A recent Environment America Research and Policy Center report swimmers suffer from an estimated 57 million cases of recreational waterborne illness each year.

The center’s analysis looked at 2,627 beaches across the U.S. According to the study, more than half of all those tested were potentially unsafe for swimming on at least one day 2018. Thirteen percent of tested sites posted elevated bacteria counts for at least 25 days.

“What we found is that across the country, more than half of the beach sites that were tested last year for fecal bacteria, i.e. some indicator of poop, exceeded EPA’s precautionary level, indicating that people could be at risk of getting sick from swimming,” John Rumpler, the clean water program director for Environment America, said.

Rumpler also told USA Today: “It’s hard to believe that, 47 years after we passed the Clean Water Act, that we are still concerned with poop in the water when people want to go swimming.”

According to the report, swimmers suffer from an estimated 57 million cases of recreational waterborne illness each year including gastrointestinal issues as well as respiratory disease, ear and eye infections, and skin rash.

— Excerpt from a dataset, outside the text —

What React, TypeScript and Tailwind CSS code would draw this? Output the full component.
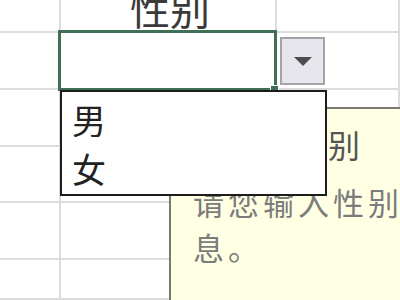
import React from 'react';

const ROWS = 6;
const COLS = 3;

export default function App() {
  const cells = [];
  for (let r = 0; r < ROWS; r++) {
    for (let c = 0; c < COLS; c++) {
      cells.push(
        <div
          key={`${r}-${c}`}
          className="border-r-2 border-b-2 border-[#dcdcdc] bg-white flex items-end justify-center overflow-visible"
        >
          {r === 0 && c === 1 && (
            <span className="text-[40px] leading-[40px] text-[#3a3a3a] pb-[3px] pl-[4px]">性别</span>
          )}
        </div>,
      );
    }
  }

  return (
    <div
      className="relative w-[400px] h-[300px] overflow-hidden bg-white"
      style={{ fontFamily: '"Noto Sans CJK SC", "Noto Sans", sans-serif' }}
    >
      {/* sheet grid */}
      <div className="grid h-full grid-cols-[61px_216px_1fr] grid-rows-[33px_57px_57px_56px_57px_1fr]">
        {cells}
      </div>

      {/* active cell */}
      <div className="absolute left-[58px] top-[30px] w-[219px] h-[61px] border-[3px] border-[#3f7055]" />
      <div className="absolute left-[270px] top-[85px] w-[9px] h-[7px] bg-[#3f7055] border border-white" />

      {/* dropdown arrow button */}
      <div className="absolute left-[280px] top-[37px] w-[45px] h-[48px] bg-[#e6e6ec] border-2 border-[#a3a3a8] flex items-center justify-center">
        <svg width="20" height="11" viewBox="0 0 20 11">
          <path d="M1 1 L19 1 L10 10 Z" fill="#4e4e52" />
        </svg>
      </div>

      {/* input message */}
      <div className="absolute left-[169px] top-[107px] w-[260px] h-[220px] border-2 border-[#78786e] bg-[#ffffe4] text-[#5a5a5a]">
        <div className="pt-[15px] pl-[125px] text-[32px] leading-[40px] text-[#555555]">性别</div>
        <div className="mt-[15px] pl-[22px] w-[272px] text-[31px] leading-[45px] tracking-[4px] text-[#7c7c7c]">
          请您输入性别信息。
        </div>
      </div>

      {/* validation list */}
      <div className="absolute left-[60px] top-[90px] w-[267px] h-[106px] border-2 border-[#1c1c1c] bg-white pt-[3px] pl-[10px] text-[34px] leading-[49px] text-[#222222]">
        <div>男</div>
        <div>女</div>
      </div>
    </div>
  );
}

According to the N.H. Department of Environmental Services’ website, fecal bacteria can also be caused by birds frequently returning to an area looking for a food source, typically because they have been fed by humans. The website discourages beach-goers from feeding birds or other wildlife they may encounter.

In fact, several area beaches open to public swimming were closed recently because elevated levels of bacteria were detected in the water.

Swanzey Lake, Otter Brook Lake Beach in Keene, the beach at Surry Mountain Lake and Picnic Beach in Greenfield State Park were among them. In each case, advisories were quickly lifted.

CDC: ‘Crypto’ parasite

can live for days in pools

Federal public health officials are urging people to take precautions to protect themselves against a microscopic parasite that can live for days in swimming pools and water playgrounds.

The Centers for Disease Control and Prevention published a report last week about the increased number of outbreaks caused by the fecal parasite, Cryptosporidium, more commonly known as “Crypto.”

The parasite, a common cause of water-related disease outbreaks across the United States, causes cryptosporidiosis, a disease characterized by nausea, vomiting and “watery diarrhea” that can last for weeks, according to the CDC. Although most cases do not require medical treatment, public health experts warn the parasite may pose a greater risk to people who are especially young or old, or who have compromised immune systems and are at increased risk of “life-threatening malnutrition.”

The warning came from the CDC’s recent Morbidity and Mortality Weekly Report, which highlighted a 13-percent increase in cryptosporidiosis outbreaks each year from 2009 to 2017.

Bobbi Pritt, a physician and co-director of Vector-Borne Diseases Lab Services at Mayo Clinic in Rochester, Minn., said livestock can also be infected with the parasite, so people visiting zoos or county fairs should wash their hands thoroughly after handling animals.

Other precautions include keeping sick children with diarrhea away from the water, as well as from child-care facilities; washing hands with soap, not hand sanitizers; and removing shoes around livestock before entering your home, according to the CDC.